Dreadnought – Sink some of the best pints in the city
Read to the end for a discussion on smoking in pubs.
I love the Dreadnought. It consistently has some of the best beer in the city. Its selection is always changing and can have up to 20 taps on at any one time. And it served the best pint of Campervan’s Extra Black porter I’ve ever had. (Which makes a change from the one I tasted in last week’s review.)
There have been a few updates on the pub’s ongoing work to save the Pride Bridge, which I mentioned in my original review back in February. The current bridge has been closed for years due to safety reasons.
Dreadnought co-owner Roisin won a PubAid Community Hero Award in March for her work on the Save The Pride Bridge campaign.
After a public consultation, the campaign is now in a detailed design stage. “We’re refining those sketches into something that actually works,” Roisin tells me, “but we still have quite a way to go.” The next few months involve getting planning permission and funding for construction.
They are also gathering ideas for information boards to be displayed on the bridge. One will be about Leith’s industrial past and the old railway lines, and the other will be about the area’s LGBTQ history.
Regular readers will know I am a big fan of any sort of local history, and I’ve been appreciating the campaign’s photos from previous eras – they are always open to more submissions from the public.
My original review of Dreadnought is here if you want to have a read. Scroll down for this week’s chaser.
The chaser – The effects of the indoor smoking ban
The government is looking into banning smoking in pub gardens in England. Scotland would have to pass any proposals for restrictions through its own Parliament. But it’s worth remembering that Scotland banned indoor smoking a year before the rest of the UK. Adult smoking rates are still higher in Scotland than in England.
It’s no surprise that heath professionals welcome this. But the hospitality sector has largely responded with concern, saying the ban could damage an industry which is already struggling. Pro-smoking action groups have said similar things. They also say the last smoking ban killed off a load of pubs. I think they are wrong.

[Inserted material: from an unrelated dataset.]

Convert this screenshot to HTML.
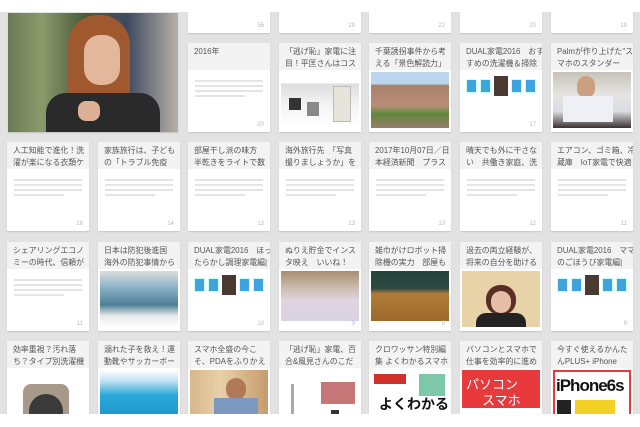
<!DOCTYPE html>
<html><head><meta charset="utf-8"><style>
*{margin:0;padding:0;box-sizing:border-box}
body{width:640px;height:427px;overflow:hidden;background:#fff;position:relative;font-family:"Liberation Sans","Noto Sans CJK JP",sans-serif}
#bg{position:absolute;left:0;top:12px;width:640px;height:402px;background:#e2e2e2;overflow:hidden}
.c{position:absolute;width:82px;height:89px;background:#fff;box-shadow:0 1px 1px rgba(0,0,0,.12)}
.t{height:27px;background:#f3f3f3;padding:3px 5px 0 6px;font-size:7.9px;line-height:12px;color:#555;overflow:hidden;white-space:nowrap}
.n{position:absolute;right:6px;bottom:4px;font-size:6px;color:#bbb}
.l{position:absolute;left:7px;width:68px;height:1.5px;background:#e4e4e4}
.im{position:absolute;left:2px;top:29px;width:78px;height:56px}
.ic{position:absolute;left:3px;top:32px;width:76px;height:22px;display:flex;gap:3px;align-items:center;padding-left:3px}
.ic i{display:block;width:11px;height:14px;background:#3fa4dd;border:1px solid #cfe}
.ic b{display:block;width:14px;height:20px;background:#4a3a32}
</style></head><body>
<div id="bg">
<div class="c" style="left:188px;top:-68px"><div class="n">56</div></div>
<div class="c" style="left:279px;top:-68px"><div class="n">29</div></div>
<div class="c" style="left:369px;top:-68px"><div class="n">22</div></div>
<div class="c" style="left:460px;top:-68px"><div class="n">20</div></div>
<div class="c" style="left:551px;top:-68px"><div class="n">19</div></div>
<div style="position:absolute;left:8px;top:1px;width:170px;height:119px;background:linear-gradient(90deg,#6c7a55 0%,#8a9a6a 20%,#4a5a3c 45%,#3e4a60 70%,#b8b0a8 100%);box-shadow:0 1px 1px rgba(0,0,0,.15)">
<div style="position:absolute;left:60px;top:2px;width:62px;height:85px;border-radius:30px 30px 10px 10px;background:#a0582e"></div>
<div style="position:absolute;left:76px;top:22px;width:36px;height:50px;border-radius:16px;background:#e2b79c"></div>
<div style="position:absolute;left:38px;top:80px;width:114px;height:39px;border-radius:20px 20px 0 0;background:#2a2a2a"></div>
<div style="position:absolute;left:70px;top:88px;width:22px;height:20px;border-radius:8px;background:#dcb196"></div>
</div>
<div class="c" style="left:188px;top:31px"><div class="t">2016年</div><div class="l" style="top:37px"></div><div class="l" style="top:42px"></div><div class="l" style="top:47px"></div><div class="l" style="top:52px;width:50px"></div><div class="n">20</div></div>
<div class="c" style="left:279px;top:31px"><div class="t">「逃げ恥」家電に注<br>目！平匡さんはコス</div><div class="im" style="background:linear-gradient(#fff 0,#fff 20%,#ddd 21%,#f4f4f4 60%,#fff 100%)"><div style="position:absolute;left:52px;top:14px;width:18px;height:36px;background:#e8e4da;border:1px solid #bbb"></div><div style="position:absolute;left:8px;top:26px;width:12px;height:12px;background:#333"></div><div style="position:absolute;left:26px;top:30px;width:12px;height:14px;background:#888"></div></div></div>
<div class="c" style="left:369px;top:31px"><div class="t">千葉誘拐事件から考<br>える「景色解読力」</div><div class="im" style="background:linear-gradient(180deg,#bcd5ee 0,#bcd5ee 22%,#a8826a 23%,#b98d78 60%,#5e8a3c 75%,#9c7c6c 100%)"></div></div>
<div class="c" style="left:460px;top:31px"><div class="t">DUAL家電2016　おす<br>すめの洗濯機＆掃除</div><div class="ic"><i></i><i></i><b></b><i></i><i></i></div><div class="n">17</div></div>
<div class="c" style="left:551px;top:31px"><div class="t">Palmが作り上げた"ス<br>マホのスタンダー</div><div class="im" style="background:linear-gradient(180deg,#c6c2b8 0,#e6e4e2 40%,#dcdde4 70%,#3a3430 100%)"><div style="position:absolute;left:24px;top:4px;width:18px;height:22px;border-radius:9px;background:#caa080"></div><div style="position:absolute;left:10px;top:24px;width:50px;height:26px;background:#eef0f6"></div></div></div>
<div class="c" style="left:7px;top:130px"><div class="t">人工知能で進化！洗<br>濯が楽になる衣類ケ</div><div class="l" style="top:37px"></div><div class="l" style="top:42px"></div><div class="l" style="top:47px"></div><div class="l" style="top:52px;width:50px"></div><div class="n">16</div></div>
<div class="c" style="left:98px;top:130px"><div class="t">家族旅行は、子ども<br>の「トラブル免疫</div><div class="l" style="top:37px"></div><div class="l" style="top:42px"></div><div class="l" style="top:47px"></div><div class="l" style="top:52px;width:50px"></div><div class="n">14</div></div>
<div class="c" style="left:188px;top:130px"><div class="t">部屋干し派の味方<br>半乾きをライトで数</div><div class="l" style="top:37px"></div><div class="l" style="top:42px"></div><div class="l" style="top:47px"></div><div class="l" style="top:52px;width:50px"></div><div class="n">13</div></div>
<div class="c" style="left:279px;top:130px"><div class="t">海外旅行先　「写真<br>撮りましょうか」を</div><div class="l" style="top:37px"></div><div class="l" style="top:42px"></div><div class="l" style="top:47px"></div><div class="l" style="top:52px;width:50px"></div><div class="n">13</div></div>
<div class="c" style="left:369px;top:130px"><div class="t">2017年10月07日／日<br>本経済新聞　プラス</div><div class="l" style="top:37px"></div><div class="l" style="top:42px"></div><div class="l" style="top:47px"></div><div class="l" style="top:52px;width:50px"></div><div class="n">13</div></div>
<div class="c" style="left:460px;top:130px"><div class="t">晴天でも外に干さな<br>い　共働き家庭、洗</div><div class="l" style="top:37px"></div><div class="l" style="top:42px"></div><div class="l" style="top:47px"></div><div class="l" style="top:52px;width:50px"></div><div class="n">12</div></div>
<div class="c" style="left:551px;top:130px"><div class="t">エアコン、ゴミ箱、冷<br>蔵庫　IoT家電で快適</div><div class="l" style="top:37px"></div><div class="l" style="top:42px"></div><div class="l" style="top:47px"></div><div class="l" style="top:52px;width:50px"></div><div class="n">11</div></div>
<div class="c" style="left:7px;top:230px"><div class="t">シェアリングエコノ<br>ミーの時代、信頼が</div><div class="l" style="top:37px"></div><div class="l" style="top:42px"></div><div class="l" style="top:47px"></div><div class="l" style="top:52px;width:50px"></div><div class="n">11</div></div>
<div class="c" style="left:98px;top:230px"><div class="t">日本は防犯後進国<br>海外の防犯事情から</div><div class="im" style="background:linear-gradient(180deg,#ddd 0,#8ab0c8 30%,#4f7f98 60%,#e8e8e8 80%,#fff 100%)"></div></div>
<div class="c" style="left:188px;top:230px"><div class="t">DUAL家電2016　ほっ<br>たらかし調理家電編|</div><div class="ic"><i></i><i></i><b></b><i></i><i></i></div><div class="n">10</div></div>
<div class="c" style="left:279px;top:230px"><div class="t">ぬりえ貯金でインス<br>タ映え　いいね！</div><div class="im" style="height:50px;background:linear-gradient(180deg,#a88e70 0,#c8b8a8 30%,#e0d4e0 60%,#d8d2e4 100%)"></div><div class="n">9</div></div>
<div class="c" style="left:369px;top:230px"><div class="t">雑巾がけロボット掃<br>除機の実力　部屋も</div><div class="im" style="height:50px;background:linear-gradient(180deg,#27423c 0,#2c4a42 35%,#b07c38 45%,#9c6a2c 100%)"></div><div class="n">9</div></div>
<div class="c" style="left:460px;top:230px"><div class="t">過去の両立経験が、<br>将来の自分を助ける</div><div class="im" style="background:#e8d2a8"><div style="position:absolute;left:24px;top:14px;width:30px;height:30px;border-radius:14px;background:#5a2e28"></div><div style="position:absolute;left:29px;top:20px;width:20px;height:22px;border-radius:10px;background:#e6bfa6"></div><div style="position:absolute;left:14px;top:42px;width:50px;height:14px;border-radius:10px 10px 0 0;background:#222"></div></div></div>
<div class="c" style="left:551px;top:230px"><div class="t">DUAL家電2016　ママ<br>のごほうび家電編|</div><div class="ic"><i></i><i></i><b></b><i></i><i></i></div><div class="n">9</div></div>
<div class="c" style="left:7px;top:329px"><div class="t">効率重視？汚れ落<br>ち？タイプ別洗濯機</div><div class="im" style="background:#fff"><div style="position:absolute;left:14px;top:14px;width:46px;height:50px;border-radius:8px;background:#a89a88"></div><div style="position:absolute;left:20px;top:24px;width:34px;height:34px;border-radius:17px;background:#3a3a3a"></div></div></div>
<div class="c" style="left:98px;top:329px"><div class="t">溺れた子を救え！運<br>動靴やサッカーボー</div><div class="im" style="background:linear-gradient(180deg,#fff 0,#bfe0f2 20%,#2aa8d8 45%,#1a90c8 100%)"></div></div>
<div class="c" style="left:188px;top:329px"><div class="t">スマホ全盛の今こ<br>そ、PDAをふりかえ</div><div class="im" style="background:linear-gradient(90deg,#d8b88c 0,#e8d0a8 40%,#c69a6c 100%)"><div style="position:absolute;left:36px;top:8px;width:20px;height:22px;border-radius:10px;background:#b07a58"></div><div style="position:absolute;left:24px;top:28px;width:44px;height:30px;background:#7b98c0"></div></div></div>
<div class="c" style="left:279px;top:329px"><div class="t">「逃げ恥」家電、百<br>合&amp;風見さんのこだ</div><div class="im" style="background:#fff"><div style="position:absolute;left:40px;top:12px;width:34px;height:22px;background:#c67878"></div><div style="position:absolute;left:10px;top:14px;width:3px;height:40px;background:#aaa"></div><div style="position:absolute;left:50px;top:40px;width:8px;height:18px;background:#333"></div></div></div>
<div class="c" style="left:369px;top:329px"><div class="t">クロワッサン特別編<br>集 よくわかるスマホ</div><div class="im" style="background:#fff"><div style="position:absolute;left:3px;top:4px;width:32px;height:10px;background:#d2302a"></div><div style="position:absolute;left:48px;top:4px;width:26px;height:22px;background:#7cc8a8"></div><div style="position:absolute;left:8px;top:24px;font-size:14px;font-weight:bold;color:#111;white-space:nowrap">よくわかる</div></div></div>
<div class="c" style="left:460px;top:329px"><div class="t">パソコンとスマホで<br>仕事を効率的に進め</div><div class="im" style="background:#e83a3c"><div style="position:absolute;left:4px;top:4px;font-size:13px;color:#fff;white-space:nowrap">パソコン</div><div style="position:absolute;left:20px;top:20px;font-size:13px;color:#fff">スマホ</div><div style="position:absolute;left:0;top:38px;width:78px;height:18px;background:#fff"></div></div></div>
<div class="c" style="left:551px;top:329px"><div class="t">今すぐ使えるかんた<br>んPLUS+ iPhone</div><div class="im" style="background:#fff;border:2px solid #e83a3c"><div style="position:absolute;left:1px;top:4px;font-size:17px;font-weight:bold;color:#111;letter-spacing:-1px;white-space:nowrap">iPhone6s</div><div style="position:absolute;left:20px;top:28px;width:40px;height:20px;background:#f2d024"></div><div style="position:absolute;left:2px;top:28px;width:14px;height:24px;background:#222"></div></div></div>
</div>
</body></html>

One study done in the months immediately after the ban found a short-term fall in revenues of 10% and and 14% drop in customer footfall. However, another longer-term study, done a year after the ban, found no change in the overall number of people going to pubs. This is probably because for every smoker put off the pub, there was an equal number of people – especially those with kids – who increased their pubgoing frequency.
After all, the main aim of the smoking ban was to reduce passive smoking, which it did.1 Bar workers also reported better health outcomes a year after the ban came in.
The number of pubs has fallen dramatically since the smoking ban came in. But to say, with any certainty, that one caused the other it stupid. Think of it this way: imagine the smoking ban had never come in. Do you really think we would have hundreds more pubs on our streets today?
Do you really think a significant number of pubs would have survived the 2008 financial crash, austerity, rising staff costs, beer tax, business rates, interest rates, energy costs, price inflation, wage stagnation, lockdowns and changing drinking habits?
In 2017, the British Beer and Pub Association told the BBC it was "pretty impossible" to unpick exactly what the individual impact of the ban had been.
For what it’s worth, smokers outside pubs don’t bother me. I wouldn't ban them. I think an outdoor ban is an odd public health measure, and don’t really see how it could encourage smokers to quit. But I also don’t think it would outright kill the hospitality sector. Because there are so many other things which will.
Remember, the number of people smoking has plummeted in recent decades. Only about one in seven adults now smoke in Scotland. New legislation to ban smoking altogether is probably on its way. Pubs can kick up a fuss all they want, but they won’t stop the direction of travel. For a large part of the population, pints and cigarettes just aren’t associated with one another, as they once were.
Some will say an outdoor smoking ban is kicking an industry while it’s down. But to my mind, there are much bigger existential problems for the hospitality sector. It should focus its lobbying efforts elsewhere.
Read more
I love the nanny state, but let’s leave outdoor smokers to puff away in peace (The Observer)
How the pub trade has changed since the 2007 smoking ban (Morning Advertiser, 2017)
The aim of this new proposed ban appears to be to cut down on smokers altogether, rather than to help the health of the people around them.
As a nonsmoker one of the unintended consequences of the smoking ban was, if you were out casually at the pub, not having to strip off when you got home and throw your clothes into the washing machine.